Der Gasthof hat keine Schlösser an den Thüren, und der Wirth sagte mir ich könnte sicher seyn, und wenn alles Diamanten wären was ich bey mir hätte. Sodann die Zimmer keine Fenster, sondern Oelpapierne Rahmen und es ist doch köstlich drinne seyn, drittens keinen Abtritt. Du siehst also daß man dem Naturzustande hier ziemlich nah kommt. Als ich nach meiner Ankunft den Hausknecht nach einer Bequemlichkeit fragte, deutete er in den Hof: qui abasso! puo servirsi. Ich fragte dove? er antwortete per tutto, dove vuol. Durchaus zeigt sich eine Sorglosigkeit, doch Geschäfftigkeit und Leben genug und den ganzen Tag verführen die Nachbarinnen ein Geschwätz und Geschrey, haben aber immer was zu schaffen und zu thun. Ich habe noch kein müßiges Weib gesehn. Köstliche Forellen [:Trutte:] werden bey Torbole gefangen, wo der Bach vom Gebürge herunter kommt und der Fisch den Weg hinauf sucht. Der Kayser erhält von diesem Fang 10/m f Pacht.

Es sind keine eigentliche Forellen, sie sind bis auf 50 [?] Pfund schweer, über den ganzen Leib bis auf den Kopf hinauf puncktirt. Der Geschmack ist zwischen Forelle und Lachs, sehr zart und trefflich.

Mein eigentlich Wohlleben ist aber in Früchten; Feigen ess ich den gantzen Tag.

Du kannst dencken daß die Birn hier gut seyn müßen wo schon Zitronen wachsen. Heute früh fuhr ich um drey Uhr von Torbole ab mit zwey Ruderern, einigemal ward der Wind günstig daß sie das Seegel brauchen konnten, aber wir kamen nicht weit unter Malsesine als der Wind sich völlig umkehrte seinen gewöhnlichen Tagweg nahm und nach Norden zog.

Das Rudern half wenig gegen die übermächtige Gewalt und wir mußten in den Hafen von Malsesine einlaufen.

Der Morgen war herrlich wolckig und bey der Dämmrung still. Ich habe einige Linien gezogen. Wir fuhren bei Limona vorbey, dem die Berggärten, die terassenweis angelegt sind und worinn die Citronenbäume stehen ein reinliches und reiches Ansehn geben.
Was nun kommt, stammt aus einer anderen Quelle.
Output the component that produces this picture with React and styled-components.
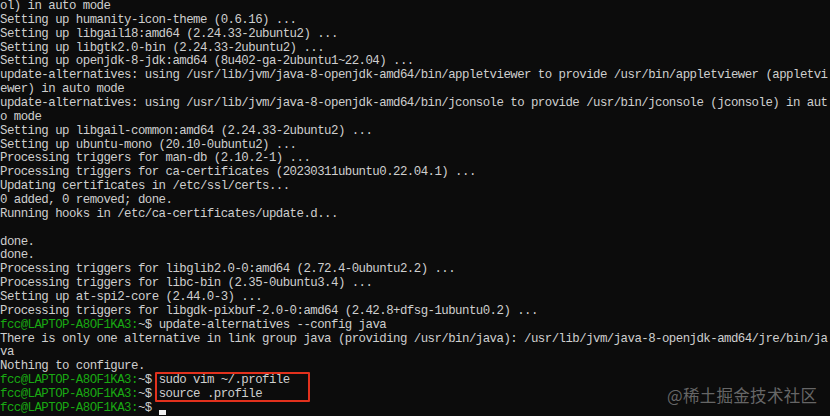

Der ganze Garten besteht aus reihen von weißen viereckten Pfeilern, die in einer gewißen Entfernung von einander stehn und deren Reihen hinter einander den Berg hinauf rucken. Über diese Pfeiler sind starcke Stangen gelegt um im Winter die Bäume zu decken die dazwischen gepflanzt sind, sonst würden sie in diesem Klima noch leiden. Hier in Malsesine ist auch so ein Garten, ich will ein Stück zeichnen.

Wie auch das Schloß das am Wasser liegt und ein schöner Gegenstand ist.

Heute im Vorbeyfahren nahm ich eine Idee davon mit.

Ich betrübte mich heute früh daß ich nicht mehr zeichnen kann und freute mich, daß ich so viel kann. Wie mir auch Mineralogie und das bischen botanischer Begriff unsäglich viel aufschliesen und mir der eigentlichste Nutzen der Reise bis jetzt sind.

Gestern hab ich meinen Mantel in den Koffer gethan in Verona muß ich mir was leichtes auf den Leib schaffen es ist zwar nicht heis aber so recht innerlich warm, wovon ich seit solanger Zeit keinen Begriff gehabt habe.